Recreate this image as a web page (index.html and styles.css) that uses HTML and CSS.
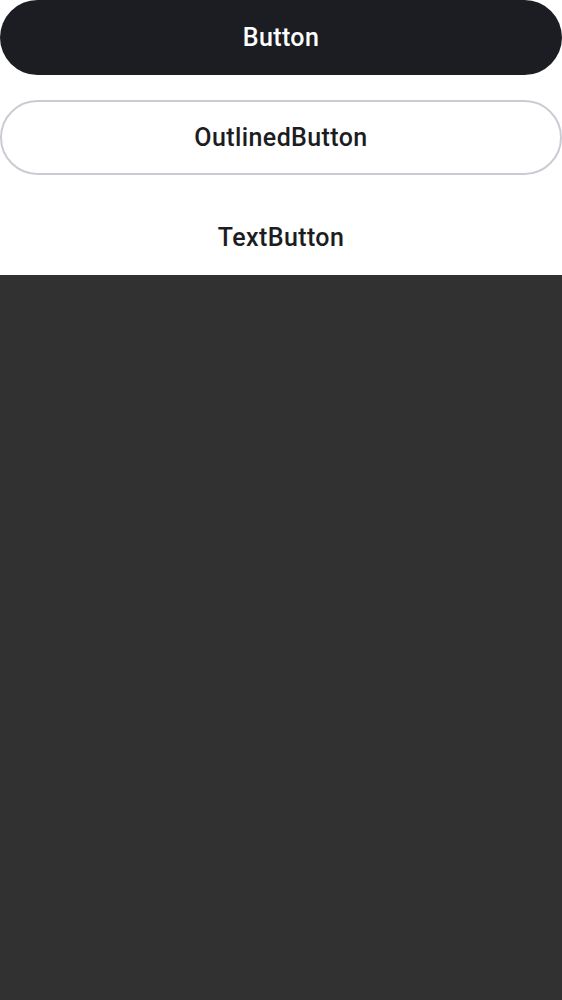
FILE: index.html
```html
<!DOCTYPE html>
<html>
<head>
<meta charset="utf-8">
<link rel="stylesheet" href="styles.css">
</head>
<body>
<div class="panel">
  <button class="btn btn-filled">Button</button>
  <button class="btn btn-outlined">OutlinedButton</button>
  <button class="btn btn-text">TextButton</button>
</div>
</body>
</html>
```
FILE: styles.css
```css
html, body {
  margin: 0;
  padding: 0;
  background: #313131;
  height: 100%;
}
.panel {
  background: #ffffff;
  display: flex;
  flex-direction: column;
  gap: 25px;
}
.btn {
  display: block;
  width: 100%;
  height: 75px;
  border-radius: 37.5px;
  font-family: Roboto, "Liberation Sans", sans-serif;
  font-weight: 500;
  font-size: 25px;
  letter-spacing: 0.4px;
  border: none;
  padding: 0;
  margin: 0;
  cursor: pointer;
  box-sizing: border-box;
}
.btn-filled {
  background: #1c1d22;
  color: #ffffff;
}
.btn-outlined {
  background: #ffffff;
  color: #1c1d22;
  border: 2px solid #c9ccd3;
}
.btn-text {
  background: transparent;
  color: #1c1d22;
}
```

※

• **Directions**: Reproduce every line above as written, skipping pictures.

• **Solution**:
Recreate this image as a web page (index.html and styles.css) that uses HTML and CSS.
FILE: index.html
```html
<!DOCTYPE html>
<html>
<head>
<meta charset="utf-8">
<link rel="stylesheet" href="styles.css">
</head>
<body>
<div class="panel">
  <button class="btn btn-filled">Button</button>
  <button class="btn btn-outlined">OutlinedButton</button>
  <button class="btn btn-text">TextButton</button>
</div>
</body>
</html>
```
FILE: styles.css
```css
html, body {
  margin: 0;
  padding: 0;
  background: #313131;
  height: 100%;
}
.panel {
  background: #ffffff;
  display: flex;
  flex-direction: column;
  gap: 25px;
}
.btn {
  display: block;
  width: 100%;
  height: 75px;
  border-radius: 37.5px;
  font-family: Roboto, "Liberation Sans", sans-serif;
  font-weight: 500;
  font-size: 25px;
  letter-spacing: 0.4px;
  border: none;
  padding: 0;
  margin: 0;
  cursor: pointer;
  box-sizing: border-box;
}
.btn-filled {
  background: #1c1d22;
  color: #ffffff;
}
.btn-outlined {
  background: #ffffff;
  color: #1c1d22;
  border: 2px solid #c9ccd3;
}
.btn-text {
  background: transparent;
  color: #1c1d22;
}
```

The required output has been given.